There are 16 career clusters leading to various career pathways. Instructors can incorporate these clusters into curriculum design and instruction. Adult education services will include workforce preparation activities and training for specific occupations; this will allow students to achieve their educational and career goals. For a listing and description of these career clusters, please click on the link below.
Students will be able to apply their knowledge of addition and subtraction of rational numbers to complete a computerized check register so that they will be able to accurately maintain workplace financial documents. Not only will this help from a business standpoint, but this will also help them in their personal lives as they will be able to keep transaction records of their own accounts.

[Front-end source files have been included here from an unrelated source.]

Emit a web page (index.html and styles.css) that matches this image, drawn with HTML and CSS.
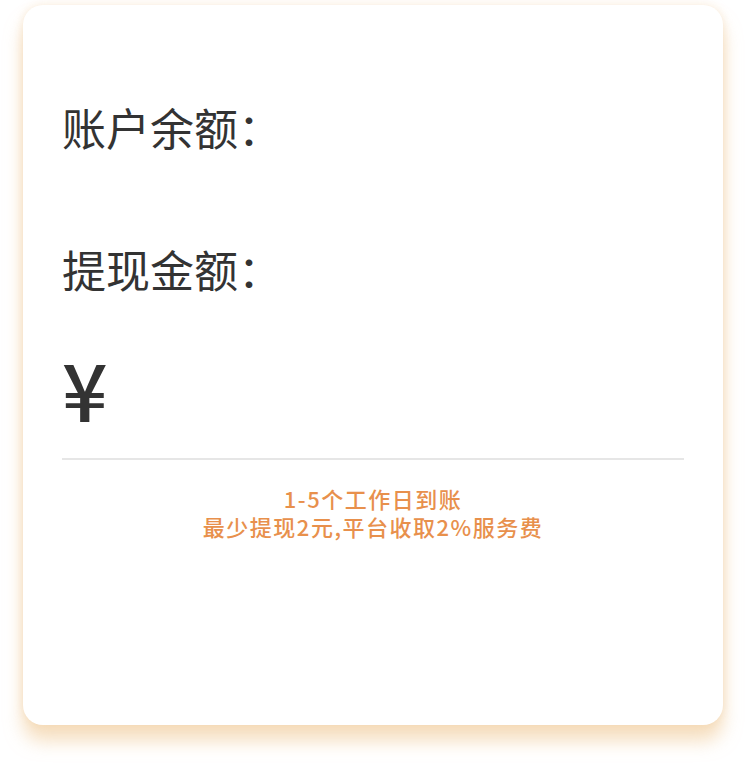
FILE: index.html
```html
<!DOCTYPE html>
<html lang="zh">
<head>
<meta charset="utf-8">
<link rel="stylesheet" href="styles.css">
</head>
<body>
<div class="card">
  <div class="label balance">账户余额：</div>
  <div class="label amount">提现金额：</div>
  <div class="input-row"><span class="yen">¥</span></div>
  <div class="divider"></div>
  <div class="notes">
    <p>1-5个工作日到账</p>
    <p>最少提现2元,平台收取2%服务费</p>
  </div>
</div>
</body>
</html>
```
FILE: styles.css
```css
html, body {
  margin: 0;
  padding: 0;
  background: #ffffff;
}
body {
  font-family: "Noto Sans CJK SC", "Noto Sans", sans-serif;
  width: 746px;
  height: 772px;
  overflow: hidden;
}
.card {
  position: relative;
  margin: 5px 23px 0 23px;
  height: 720px;
  background: #ffffff;
  border-radius: 20px;
  box-shadow: 0 16px 18px rgba(238, 196, 140, 0.55), 0 0 10px rgba(240, 205, 160, 0.4);
  padding: 92px 39px 0 39px;
  box-sizing: border-box;
}
.card::before {
  content: "";
  position: absolute;
  left: 0;
  right: 0;
  top: 20px;
  bottom: -7px;
  background: #f3ecdf;
  border-radius: 20px;
  z-index: -1;
}
.label {
  font-size: 44px;
  line-height: 60px;
  color: #333333;
  font-weight: 400;
}
.amount {
  margin-top: 82px;
}
.input-row {
  margin-top: 53px;
  height: 70px;
  display: flex;
  align-items: center;
}
.yen {
  font-size: 80px;
  line-height: 70px;
  color: #333333;
  font-weight: 500;
}
.divider {
  margin-top: 36px;
  height: 2px;
  background: #e6e6e6;
}
.notes {
  margin-top: 24px;
  text-align: center;
  color: #e8904c;
  font-size: 22px;
  letter-spacing: 1.5px;
  font-weight: 500;
  line-height: 28px;
}
.notes p {
  margin: 0;
}
```
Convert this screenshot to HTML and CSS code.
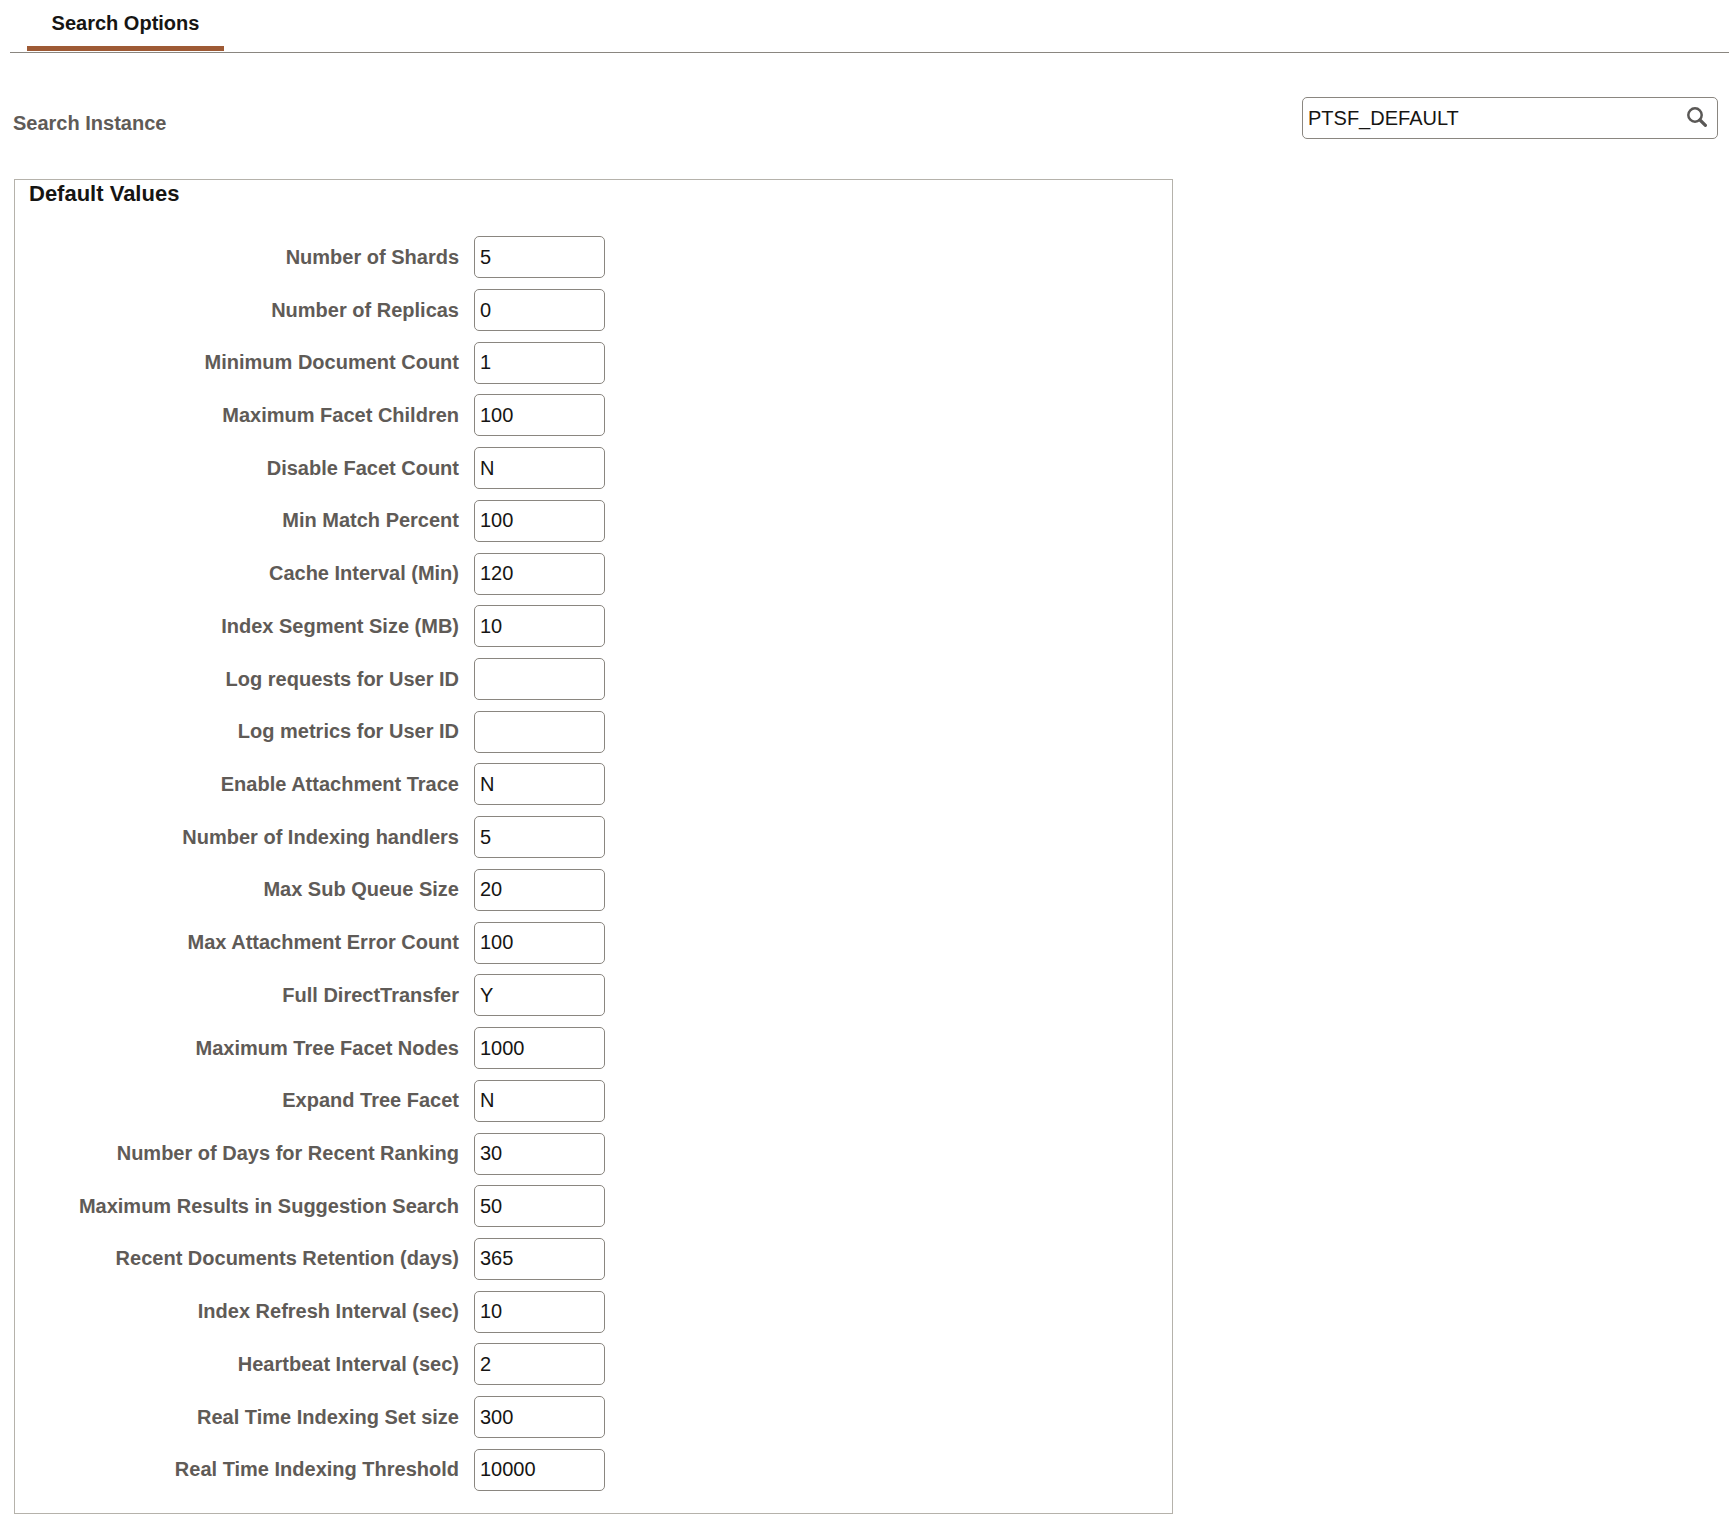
FILE: index.html
```html
<!DOCTYPE html>
<html lang="en">
<head>
  <meta charset="UTF-8">
  <title>Search Options</title>
  <link rel="stylesheet" href="styles.css">
</head>
<body>
  <nav class="tabs">
    <a class="tabs__item" href="#">Search Options</a>
  </nav>

  <div class="instance">
    <label for="instance" class="instance__label">Search Instance</label>
    <div class="lookup">
      <input type="text" id="instance" class="lookup__input" value="PTSF_DEFAULT">
      <svg class="lookup__icon" viewBox="0 0 20 20" aria-hidden="true">
        <circle cx="8" cy="8" r="6.7" fill="none" stroke="currentColor" stroke-width="2.5"/>
        <path d="M13 13 L18.4 18.4" fill="none" stroke="currentColor" stroke-width="3.2" stroke-linecap="round"/>
      </svg>
    </div>
  </div>

  <section class="group">
    <h2 class="group__title">Default Values</h2>
    <div class="fields">
      <label for="f1">Number of Shards</label>
      <input type="text" id="f1" value="5">
      <label for="f2">Number of Replicas</label>
      <input type="text" id="f2" value="0">
      <label for="f3">Minimum Document Count</label>
      <input type="text" id="f3" value="1">
      <label for="f4">Maximum Facet Children</label>
      <input type="text" id="f4" value="100">
      <label for="f5">Disable Facet Count</label>
      <input type="text" id="f5" value="N">
      <label for="f6">Min Match Percent</label>
      <input type="text" id="f6" value="100">
      <label for="f7">Cache Interval (Min)</label>
      <input type="text" id="f7" value="120">
      <label for="f8">Index Segment Size (MB)</label>
      <input type="text" id="f8" value="10">
      <label for="f9">Log requests for User ID</label>
      <input type="text" id="f9" value="">
      <label for="f10">Log metrics for User ID</label>
      <input type="text" id="f10" value="">
      <label for="f11">Enable Attachment Trace</label>
      <input type="text" id="f11" value="N">
      <label for="f12">Number of Indexing handlers</label>
      <input type="text" id="f12" value="5">
      <label for="f13">Max Sub Queue Size</label>
      <input type="text" id="f13" value="20">
      <label for="f14">Max Attachment Error Count</label>
      <input type="text" id="f14" value="100">
      <label for="f15">Full DirectTransfer</label>
      <input type="text" id="f15" value="Y">
      <label for="f16">Maximum Tree Facet Nodes</label>
      <input type="text" id="f16" value="1000">
      <label for="f17">Expand Tree Facet</label>
      <input type="text" id="f17" value="N">
      <label for="f18">Number of Days for Recent Ranking</label>
      <input type="text" id="f18" value="30">
      <label for="f19">Maximum Results in Suggestion Search</label>
      <input type="text" id="f19" value="50">
      <label for="f20">Recent Documents Retention (days)</label>
      <input type="text" id="f20" value="365">
      <label for="f21">Index Refresh Interval (sec)</label>
      <input type="text" id="f21" value="10">
      <label for="f22">Heartbeat Interval (sec)</label>
      <input type="text" id="f22" value="2">
      <label for="f23">Real Time Indexing Set size</label>
      <input type="text" id="f23" value="300">
      <label for="f24">Real Time Indexing Threshold</label>
      <input type="text" id="f24" value="10000">
    </div>
  </section>
</body>
</html>
```

FILE: styles.css
```css
*, *:after, *:before {
  box-sizing: border-box;
}

html, body {
  margin: 0;
  background-color: #fff;
  font-family: "Liberation Sans", Arial, sans-serif;
}

body {
  min-height: 1529px;
}

input {
  height: 42px;
  padding: 0 5px;
  background-color: #fff;
  border: 1px solid #8a8680;
  border-radius: 5px;
  outline: none;
  color: #161513;
  font-size: 20px;
  font-family: inherit;
}

.tabs {
  display: flex;
  margin-left: 10px;
  padding: 0 0 1px 17px;
  border-bottom: 1px solid #8a8680;
}

.tabs__item {
  width: 197px;
  height: 51px;
  padding-top: 11px;
  border-bottom: 5px solid #9e5a35;
  color: #161513;
  font-size: 20px;
  font-weight: 700;
  line-height: 24px;
  text-align: center;
  text-decoration: none;
}

.instance {
  display: flex;
  justify-content: space-between;
  margin-top: 44px;
  padding: 0 11px 0 13px;
}

.instance__label {
  padding-top: 14px;
  color: #5f5b57;
  font-size: 20px;
  font-weight: 700;
  line-height: 24px;
}

.lookup {
  position: relative;
  width: 416px;
}

.lookup__input {
  width: 100%;
}

.lookup__icon {
  position: absolute;
  top: 10px;
  right: 11px;
  width: 20px;
  height: 20px;
  color: #5a5856;
}

.group {
  width: 1159px;
  height: 1335px;
  margin: 40px 0 0 14px;
  border: 1px solid #b5b2ab;
}

.group__title {
  margin: 0;
  padding: 2px 0 0 14px;
  color: #161513;
  font-size: 22px;
  font-weight: 700;
  line-height: 24px;
}

.fields {
  display: grid;
  grid-template-columns: 444px 131px;
  column-gap: 15px;
  row-gap: 10.73px;
  margin-top: 30.3px;
}

.fields label {
  align-self: center;
  color: #5f5b57;
  font-size: 20px;
  font-weight: 700;
  text-align: right;
}
```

By the end of this lesson students will be able to apply their knowledge of addition and subtraction of rational numbers to complete a computerized check register so that they will be able to accurately organize financial documents.
Student Target
I will be able to add and subtract both positive and negative numbers.
CCR Focus Standards
Number and Ratios - Level A
Understand that the two digits of a two-digit number represent amounts of tens and ones. Understand the following as special cases:
a. 10 can be thought of as a bundle of ten ones — called a “ten.”
b. The numbers from 11 to 19 are composed of a ten and one, two, three, four, five, six, seven, eight, or nine ones.
c. The numbers 10, 20, 30, 40, 50, 60, 70, 80, 90 refer to one, two, three, four, five, six, seven, eight, or nine tens (and 0 ones).
Number and Ratios - Level D
Apply and extend previous understandings of addition and subtraction to add and subtract rational numbers; represent addition and subtraction on a horizontal or vertical number line diagram.
Understand p + q as the number located a distance |q| from p, in the positive or negative direction depending on whether q is positive or negative. Show that a number and its opposite have a sum of 0 (are additive inverses). Interpret sums of rational numbers by describing real-world contexts.
Geometry - Level B
Number and Ratios - Level B
Supporting Standards
Describe situations in which opposite quantities combine to make 0. For example, a hydrogen atom has 0 charge because its two constituents are oppositely charged.
Understand subtraction of rational numbers as adding the additive inverse, p – q = p + (–q). Show that the distance between two rational numbers on the number line is the absolute value of their difference, and apply this principle in real-world contexts.
Standards for Mathematical Practice
Make sense of problems and persevere in solving them. (MP.1)
Attend to precision. (MP.6)
KYAE Employability Standards
E.2 Utilize workplace tools and technologies to communicate effectively (e.g., memos/e-mails, basic computer programs, phone systems).